• _DATASET EXTRACT_
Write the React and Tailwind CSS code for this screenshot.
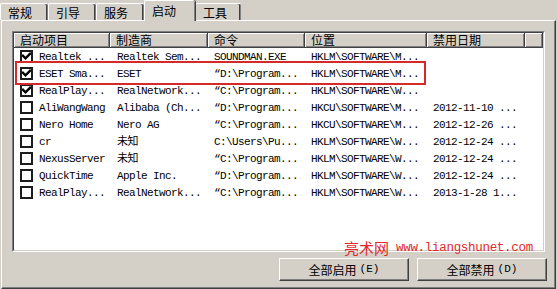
import React from "react";

const cjk = { fontFamily: "'Noto Sans CJK SC', 'Noto Sans', sans-serif" };
const mono = { fontFamily: "'Liberation Mono', 'Noto Sans CJK SC', monospace" };

const rows = [
  [true, "Realtek ...", "Realtek Sem...", "SOUNDMAN.EXE", "HKLM\\SOFTWARE\\M...", ""],
  [true, "ESET Sma...", "ESET", "\u201CD:\\Program...", "HKLM\\SOFTWARE\\M...", ""],
  [true, "RealPlay...", "RealNetwork...", "\u201CC:\\Program...", "HKLM\\SOFTWARE\\W...", ""],
  [false, "AliWangWang", "Alibaba (Ch...", "\u201CD:\\Program...", "HKCU\\SOFTWARE\\M...", "2012-11-10 ..."],
  [false, "Nero Home", "Nero AG", "\u201CC:\\Program...", "HKCU\\SOFTWARE\\M...", "2012-12-26 ..."],
  [false, "cr", "未知", "C:\\Users\\Pu...", "HKLM\\SOFTWARE\\W...", "2012-12-24 ..."],
  [false, "NexusServer", "未知", "\u201CC:\\Program...", "HKLM\\SOFTWARE\\W...", "2012-12-24 ..."],
  [false, "QuickTime", "Apple Inc.", "\u201CD:\\Program...", "HKLM\\SOFTWARE\\W...", "2012-12-24 ..."],
  [false, "RealPlay...", "RealNetwork...", "\u201CC:\\Program...", "HKLM\\SOFTWARE\\W...", "2013-1-28 1..."],
];

const headers = ["启动项目", "制造商", "命令", "位置", "禁用日期", ""];

function Tab({ label, selected, w }) {
  if (selected) {
    return (
      <div
        className="relative z-10 -mb-px h-[21px] bg-[#d4d0c8] border-l border-t border-white rounded-tl-[2px] rounded-tr-[2px] shadow-[inset_-1px_0_0_#808080,1px_0_0_#404040] flex items-start pl-[7px] pt-[3px] text-[12px] leading-[14px] text-black"
        style={{ ...cjk, width: w }}
      >
        {label}
      </div>
    );
  }
  return (
    <div
      className="h-[17px] bg-[#d4d0c8] border-l border-t border-white rounded-tl-[2px] rounded-tr-[2px] shadow-[inset_-1px_0_0_#808080,inset_-2px_0_0_#404040] flex items-start pl-[7px] pt-[2px] text-[12px] leading-[14px] text-black"
      style={{ ...cjk, width: w }}
    >
      {label}
    </div>
  );
}

function Check({ checked }) {
  return (
    <div className="w-[13px] h-[13px] border-2 border-[#1c1c1c] bg-white shrink-0 flex items-center justify-center">
      {checked && (
        <svg width="9" height="9" viewBox="0 0 9 9">
          <path d="M1 3.8 L3.5 6.3 L8 1.8" fill="none" stroke="#000" strokeWidth="2.4" strokeLinecap="square" />
        </svg>
      )}
    </div>
  );
}

function Button({ children, hot }) {
  return (
    <div className="w-[130px] h-[23px] bg-[#d4d0c8] border-t border-l border-white border-r border-b border-r-[#404040] border-b-[#404040] shadow-[inset_-1px_-1px_0_#808080] flex items-center justify-center text-[12px] text-black" style={cjk}>
      <span>{children}</span>
      <span className="ml-[3px] text-[11px]" style={mono}>({hot})</span>
    </div>
  );
}

const gridCols = "grid grid-cols-[96px_98px_97px_122px_98px_18px]";

export default function App() {
  return (
    <div className="relative w-[557px] h-[289px] bg-[#d4d0c8] overflow-hidden flex flex-col">
      <div className="h-[20px] flex items-end shrink-0">
        <Tab label="常规" w={48} />
        <Tab label="引导" w={48} />
        <Tab label="服务" w={48} />
        <Tab label="启动" w={51} selected />
        <Tab label="工具" w={46} />
      </div>
      <div className="ml-px w-[555px] flex-1 border-l border-t border-white border-r border-b border-r-[#404040] border-b-[#404040] shadow-[inset_-1px_-1px_0_#808080] flex flex-col">
        <div className="ml-[10px] mt-[10px] w-[533px] h-[221px] border border-t-[#808080] border-l-[#808080] border-r-white border-b-white">
          <div className="w-full h-full border border-t-[#404040] border-l-[#404040] border-r-[#d4d0c8] border-b-[#d4d0c8] bg-white overflow-hidden">
            <div className={gridCols + " h-[15px]"}>
              {headers.map((h, i) => (
                <div
                  key={i}
                  className="bg-[#d4d0c8] border-r border-b border-[#404040] shadow-[inset_1px_1px_0_#fff,inset_-1px_-1px_0_#808080] pl-[6px] flex items-center text-[12px] leading-[12px] text-black whitespace-nowrap"
                  style={cjk}
                >
                  {h}
                </div>
              ))}
            </div>
            {rows.map((r, i) => (
              <div key={i} className={gridCols + " h-[17px] items-center text-[11px] leading-[14px] tracking-[-0.6px] text-black"} style={mono}>
                <div className="flex items-center pl-[6px] gap-[6px] whitespace-nowrap">
                  <Check checked={r[0]} />
                  <span>{r[1]}</span>
                </div>
                <div className="pl-[7px] whitespace-nowrap">{r[2]}</div>
                <div className="pl-[6px] whitespace-nowrap">{r[3]}</div>
                <div className="pl-[6px] whitespace-nowrap">{r[4]}</div>
                <div className="pl-[6px] whitespace-nowrap">{r[5]}</div>
                <div />
              </div>
            ))}
          </div>
        </div>
        <div className="mt-[6px] flex justify-end gap-[8px] pr-[8px]">
          <Button hot="E">全部启用</Button>
          <Button hot="D">全部禁用</Button>
        </div>
      </div>

      {/* red highlight over the ESET row */}
      <div className="absolute left-[15px] top-[61px] w-[411px] h-[24px] border-2 border-[#d42a2a] pointer-events-none" />

      {/* watermark */}
      <div className="absolute left-[344px] top-[239px] flex items-center text-[#e02a2a] whitespace-nowrap pointer-events-none">
        <span className="text-[15px] leading-[18px]" style={cjk}>亮术网</span>
        <span className="ml-[7px] text-[12.5px] leading-[18px] tracking-[-0.3px]" style={mono}>www.liangshunet.com</span>
      </div>
    </div>
  );
}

• _TASK REQUIREMENTS_
The listing above must be printed again exactly, minus its pictures.

• _FULL OUTPUT_
Write the React and Tailwind CSS code for this screenshot.
import React from "react";

const cjk = { fontFamily: "'Noto Sans CJK SC', 'Noto Sans', sans-serif" };
const mono = { fontFamily: "'Liberation Mono', 'Noto Sans CJK SC', monospace" };

const rows = [
  [true, "Realtek ...", "Realtek Sem...", "SOUNDMAN.EXE", "HKLM\\SOFTWARE\\M...", ""],
  [true, "ESET Sma...", "ESET", "\u201CD:\\Program...", "HKLM\\SOFTWARE\\M...", ""],
  [true, "RealPlay...", "RealNetwork...", "\u201CC:\\Program...", "HKLM\\SOFTWARE\\W...", ""],
  [false, "AliWangWang", "Alibaba (Ch...", "\u201CD:\\Program...", "HKCU\\SOFTWARE\\M...", "2012-11-10 ..."],
  [false, "Nero Home", "Nero AG", "\u201CC:\\Program...", "HKCU\\SOFTWARE\\M...", "2012-12-26 ..."],
  [false, "cr", "未知", "C:\\Users\\Pu...", "HKLM\\SOFTWARE\\W...", "2012-12-24 ..."],
  [false, "NexusServer", "未知", "\u201CC:\\Program...", "HKLM\\SOFTWARE\\W...", "2012-12-24 ..."],
  [false, "QuickTime", "Apple Inc.", "\u201CD:\\Program...", "HKLM\\SOFTWARE\\W...", "2012-12-24 ..."],
  [false, "RealPlay...", "RealNetwork...", "\u201CC:\\Program...", "HKLM\\SOFTWARE\\W...", "2013-1-28 1..."],
];

const headers = ["启动项目", "制造商", "命令", "位置", "禁用日期", ""];

function Tab({ label, selected, w }) {
  if (selected) {
    return (
      <div
        className="relative z-10 -mb-px h-[21px] bg-[#d4d0c8] border-l border-t border-white rounded-tl-[2px] rounded-tr-[2px] shadow-[inset_-1px_0_0_#808080,1px_0_0_#404040] flex items-start pl-[7px] pt-[3px] text-[12px] leading-[14px] text-black"
        style={{ ...cjk, width: w }}
      >
        {label}
      </div>
    );
  }
  return (
    <div
      className="h-[17px] bg-[#d4d0c8] border-l border-t border-white rounded-tl-[2px] rounded-tr-[2px] shadow-[inset_-1px_0_0_#808080,inset_-2px_0_0_#404040] flex items-start pl-[7px] pt-[2px] text-[12px] leading-[14px] text-black"
      style={{ ...cjk, width: w }}
    >
      {label}
    </div>
  );
}

function Check({ checked }) {
  return (
    <div className="w-[13px] h-[13px] border-2 border-[#1c1c1c] bg-white shrink-0 flex items-center justify-center">
      {checked && (
        <svg width="9" height="9" viewBox="0 0 9 9">
          <path d="M1 3.8 L3.5 6.3 L8 1.8" fill="none" stroke="#000" strokeWidth="2.4" strokeLinecap="square" />
        </svg>
      )}
    </div>
  );
}

function Button({ children, hot }) {
  return (
    <div className="w-[130px] h-[23px] bg-[#d4d0c8] border-t border-l border-white border-r border-b border-r-[#404040] border-b-[#404040] shadow-[inset_-1px_-1px_0_#808080] flex items-center justify-center text-[12px] text-black" style={cjk}>
      <span>{children}</span>
      <span className="ml-[3px] text-[11px]" style={mono}>({hot})</span>
    </div>
  );
}

const gridCols = "grid grid-cols-[96px_98px_97px_122px_98px_18px]";

export default function App() {
  return (
    <div className="relative w-[557px] h-[289px] bg-[#d4d0c8] overflow-hidden flex flex-col">
      <div className="h-[20px] flex items-end shrink-0">
        <Tab label="常规" w={48} />
        <Tab label="引导" w={48} />
        <Tab label="服务" w={48} />
        <Tab label="启动" w={51} selected />
        <Tab label="工具" w={46} />
      </div>
      <div className="ml-px w-[555px] flex-1 border-l border-t border-white border-r border-b border-r-[#404040] border-b-[#404040] shadow-[inset_-1px_-1px_0_#808080] flex flex-col">
        <div className="ml-[10px] mt-[10px] w-[533px] h-[221px] border border-t-[#808080] border-l-[#808080] border-r-white border-b-white">
          <div className="w-full h-full border border-t-[#404040] border-l-[#404040] border-r-[#d4d0c8] border-b-[#d4d0c8] bg-white overflow-hidden">
            <div className={gridCols + " h-[15px]"}>
              {headers.map((h, i) => (
                <div
                  key={i}
                  className="bg-[#d4d0c8] border-r border-b border-[#404040] shadow-[inset_1px_1px_0_#fff,inset_-1px_-1px_0_#808080] pl-[6px] flex items-center text-[12px] leading-[12px] text-black whitespace-nowrap"
                  style={cjk}
                >
                  {h}
                </div>
              ))}
            </div>
            {rows.map((r, i) => (
              <div key={i} className={gridCols + " h-[17px] items-center text-[11px] leading-[14px] tracking-[-0.6px] text-black"} style={mono}>
                <div className="flex items-center pl-[6px] gap-[6px] whitespace-nowrap">
                  <Check checked={r[0]} />
                  <span>{r[1]}</span>
                </div>
                <div className="pl-[7px] whitespace-nowrap">{r[2]}</div>
                <div className="pl-[6px] whitespace-nowrap">{r[3]}</div>
                <div className="pl-[6px] whitespace-nowrap">{r[4]}</div>
                <div className="pl-[6px] whitespace-nowrap">{r[5]}</div>
                <div />
              </div>
            ))}
          </div>
        </div>
        <div className="mt-[6px] flex justify-end gap-[8px] pr-[8px]">
          <Button hot="E">全部启用</Button>
          <Button hot="D">全部禁用</Button>
        </div>
      </div>

      {/* red highlight over the ESET row */}
      <div className="absolute left-[15px] top-[61px] w-[411px] h-[24px] border-2 border-[#d42a2a] pointer-events-none" />

      {/* watermark */}
      <div className="absolute left-[344px] top-[239px] flex items-center text-[#e02a2a] whitespace-nowrap pointer-events-none">
        <span className="text-[15px] leading-[18px]" style={cjk}>亮术网</span>
        <span className="ml-[7px] text-[12.5px] leading-[18px] tracking-[-0.3px]" style={mono}>www.liangshunet.com</span>
      </div>
    </div>
  );
}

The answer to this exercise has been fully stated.